The Question of Who Looks After Workers Abroad

Kiptarus's death has prompted renewed discussion among Kenyans living abroad about the welfare and safety of migrant workers in the Gulf, a region that hosts one of the largest concentrations of Kenyan labour anywhere in the world. The conversation is not new, but each loss sharpens it. Workers describe a system in which the journey out is heavily marketed and the support once you arrive is thin — where a death abroad becomes, in practical terms, a logistical problem for a grieving family rather than a duty owed by anyone in particular.

The Kenyan government has signalled awareness of the gap. Earlier this month it moved to establish a diaspora welfare fund intended to cushion citizens overseas in moments of crisis, including repatriation and emergencies. For the families now navigating exactly that, the question is whether such mechanisms arrive as more than announcements — whether, when the worst happens at a beach eight thousand kilometres from home, there is a hand to reach for that is not just another follower's.

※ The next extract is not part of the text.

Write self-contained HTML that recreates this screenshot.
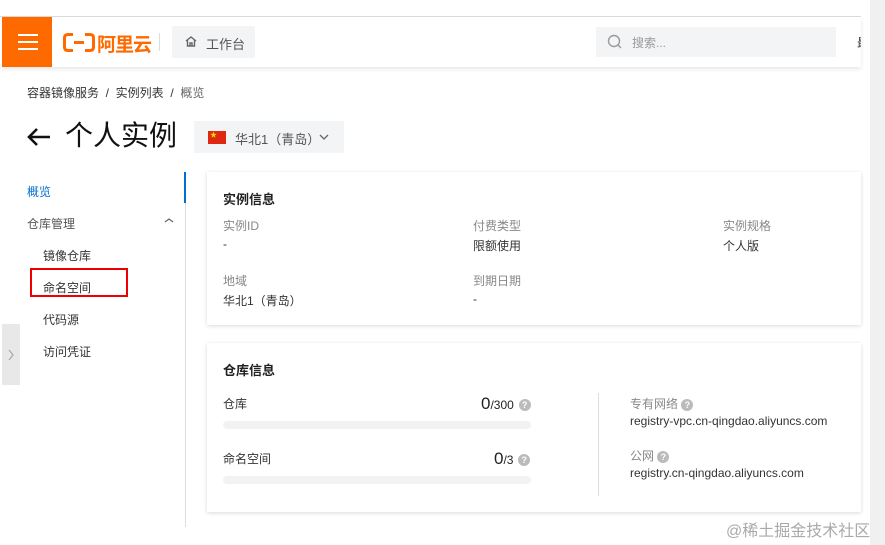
<!DOCTYPE html>
<html><head><meta charset="utf-8"><style>
*{margin:0;padding:0;box-sizing:border-box}
body{width:885px;height:545px;overflow:hidden;background:#fff;font-family:"Liberation Sans","Noto Sans CJK SC",sans-serif;position:relative;color:#333;font-size:12px}
.a{position:absolute}
.card{position:absolute;background:#fff;box-shadow:0 1px 4px rgba(0,0,0,.15)}
.lbl{color:#888;font-size:12px}
.q{display:inline-block;width:12px;height:12px;border-radius:50%;background:#bbb;color:#fff;font-size:9px;text-align:center;line-height:12px;font-weight:bold;vertical-align:middle}
.bar{position:absolute;height:8px;background:#f2f2f2;border-radius:4px}
</style></head><body>
<div class="a" style="left:0;top:16px;width:861px;height:1px;background:#ddd"></div>
<div class="a" style="left:0;top:17px;width:861px;height:50px;background:#fff;box-shadow:0 2px 4px rgba(0,0,0,.1)"></div>
<div class="a" style="left:2px;top:17px;width:50px;height:50px;background:#ff6a00">
 <div class="a" style="left:16px;top:17px;width:20px;height:2px;background:#fff"></div>
 <div class="a" style="left:16px;top:24px;width:20px;height:2px;background:#fff"></div>
 <div class="a" style="left:16px;top:31px;width:20px;height:2px;background:#fff"></div>
</div>
<svg class="a" style="left:63px;top:33px" width="32" height="19" viewBox="0 0 32 19"><path d="M10 1.5H5Q1.5 1.5 1.5 5v9q0 3.5 3.5 3.5h5M22 1.5h5q3.5 0 3.5 3.5v9q0 3.5-3.5 3.5h-5" fill="none" stroke="#ff6a00" stroke-width="3"/><path d="M11 9.5h10" stroke="#ff6a00" stroke-width="3"/></svg>
<div class="a" style="left:97px;top:30px;font-size:19px;font-weight:bold;color:#ff6a00;letter-spacing:-1px">阿里云</div>
<div class="a" style="left:159px;top:33px;width:1px;height:18px;background:#ddd"></div>
<div class="a" style="left:172px;top:26px;width:83px;height:32px;background:#f3f4f6;border-radius:2px"></div>
<svg class="a" style="left:184px;top:35px" width="14" height="13" viewBox="0 0 14 13"><path d="M2 6L7 2l5 4M3.5 5v6h7V5M6 11V8h2v3" fill="none" stroke="#666" stroke-width="1.4"/></svg>
<div class="a" style="left:206px;top:34px;font-size:13px;color:#555">工作台</div>
<div class="a" style="left:596px;top:27px;width:240px;height:30px;background:#f3f4f6"></div>
<svg class="a" style="left:607px;top:34px" width="15" height="15"><circle cx="7" cy="7" r="5.5" fill="none" stroke="#999" stroke-width="1.4"/><path d="M11 11l3 3" stroke="#999" stroke-width="1.4"/></svg>
<div class="a" style="left:632px;top:34px;font-size:12px;color:#999">搜索...</div>
<div class="a" style="left:857px;top:34px;font-size:12px;color:#333;width:4px;overflow:hidden">最</div>
<div class="a" style="left:870px;top:0;width:15px;height:545px;background:#f0f0f0"></div>
<div class="a" style="left:27px;top:84px;font-size:12px;color:#333">容器镜像服务 &nbsp;/&nbsp; 实例列表 &nbsp;/&nbsp; <span style="color:#666">概览</span></div>
<svg class="a" style="left:26px;top:127px" width="25" height="20" viewBox="0 0 25 20"><path d="M24 10H3M11 2L3 10l8 8" fill="none" stroke="#111" stroke-width="2.6"/></svg>
<div class="a" style="left:65px;top:117px;font-size:28px;color:#111;line-height:38px">个人实例</div>
<div class="a" style="left:194px;top:121px;width:150px;height:32px;background:#f3f4f6"></div>
<div class="a" style="left:208px;top:131px;width:18px;height:13px;background:#de2910"><span style="position:absolute;left:2px;top:-1px;color:#ffde00;font-size:7px">★</span></div>
<div class="a" style="left:235px;top:129px;font-size:13px;color:#555">华北1（青岛）</div>
<svg class="a" style="left:319px;top:133px" width="10" height="8"><path d="M1 2l4 4 4-4" fill="none" stroke="#666" stroke-width="1.3"/></svg>
<div class="a" style="left:185px;top:172px;width:1px;height:355px;background:#ddd"></div>
<div class="a" style="left:184px;top:172px;width:2px;height:31px;background:#0070cc"></div>
<div class="a" style="left:27px;top:183px;font-size:12px;color:#0070cc">概览</div>
<div class="a" style="left:27px;top:215px;font-size:12px;color:#555">仓库管理</div>
<svg class="a" style="left:164px;top:217px" width="10" height="7"><path d="M1 5l4-3 4 3" fill="none" stroke="#666" stroke-width="1.2"/></svg>
<div class="a" style="left:43px;top:247px;color:#333">镜像仓库</div>
<div class="a" style="left:43px;top:279px;color:#333">命名空间</div>
<div class="a" style="left:30px;top:268px;width:98px;height:29px;border:2px solid #e00"></div>
<div class="a" style="left:43px;top:311px;color:#333">代码源</div>
<div class="a" style="left:43px;top:343px;color:#333">访问凭证</div>
<div class="a" style="left:2px;top:324px;width:18px;height:61px;background:#e8e8e8"></div>
<svg class="a" style="left:7px;top:349px" width="8" height="12"><path d="M2 1l4 5-4 5" fill="none" stroke="#aaa" stroke-width="1.3"/></svg>
<div class="card" style="left:207px;top:172px;width:654px;height:153px">
 <div class="a" style="left:16px;top:17px;font-size:13px;font-weight:bold;color:#222">实例信息</div>
 <div class="a lbl" style="left:16px;top:45px">实例ID</div><div class="a" style="left:16px;top:65px">-</div>
 <div class="a lbl" style="left:266px;top:45px">付费类型</div><div class="a" style="left:266px;top:65px">限额使用</div>
 <div class="a lbl" style="left:516px;top:45px">实例规格</div><div class="a" style="left:516px;top:65px">个人版</div>
 <div class="a lbl" style="left:16px;top:100px">地域</div><div class="a" style="left:16px;top:120px">华北1（青岛）</div>
 <div class="a lbl" style="left:266px;top:100px">到期日期</div><div class="a" style="left:266px;top:120px">-</div>
</div>
<div class="card" style="left:207px;top:343px;width:654px;height:169px">
 <div class="a" style="left:16px;top:17px;font-size:13px;font-weight:bold;color:#222">仓库信息</div>
 <div class="a" style="left:16px;top:52px">仓库</div>
 <div class="a" style="left:274px;top:51px;font-size:17px;color:#222">0<span style="font-size:12px">/300</span> <span class="q">?</span></div>
 <div class="bar" style="left:16px;top:78px;width:308px"></div>
 <div class="a" style="left:16px;top:107px">命名空间</div>
 <div class="a" style="left:287px;top:106px;font-size:17px;color:#222">0<span style="font-size:12px">/3</span> <span class="q">?</span></div>
 <div class="bar" style="left:16px;top:133px;width:308px"></div>
 <div class="a" style="left:391px;top:50px;width:1px;height:103px;background:#ddd"></div>
 <div class="a lbl" style="left:423px;top:52px">专有网络 <span class="q">?</span></div>
 <div class="a" style="left:423px;top:71px">registry-vpc.cn-qingdao.aliyuncs.com</div>
 <div class="a lbl" style="left:423px;top:104px">公网 <span class="q">?</span></div>
 <div class="a" style="left:423px;top:123px">registry.cn-qingdao.aliyuncs.com</div>
</div>
<div class="a" style="left:726px;top:517px;font-size:16px;color:#aaa">@稀土掘金技术社区</div>
</body></html>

Bringing Skullchrusher Home

For now, the work of mourning is being done where his life was lived: online, and across borders. Friends and fellow content creators said details of the funeral and memorial arrangements would be announced once confirmed, and his family in Nandi County has been left to begin the painful logistics of bringing him home for burial. The diaspora's grief has been described, plainly, in the language of family — a son lost too soon, a brother who will be missed.

There is a particular ache in losing someone whose whole presence was a feed that kept refreshing. The videos remain, frozen at the moment he stopped posting, a scroll that now ends where a life did. The young Kenyans who once watched him to imagine their own futures abroad are left watching one last time, this time to say goodbye — and to ask, more loudly than before, what it will take to keep the next Skullchrusher safe.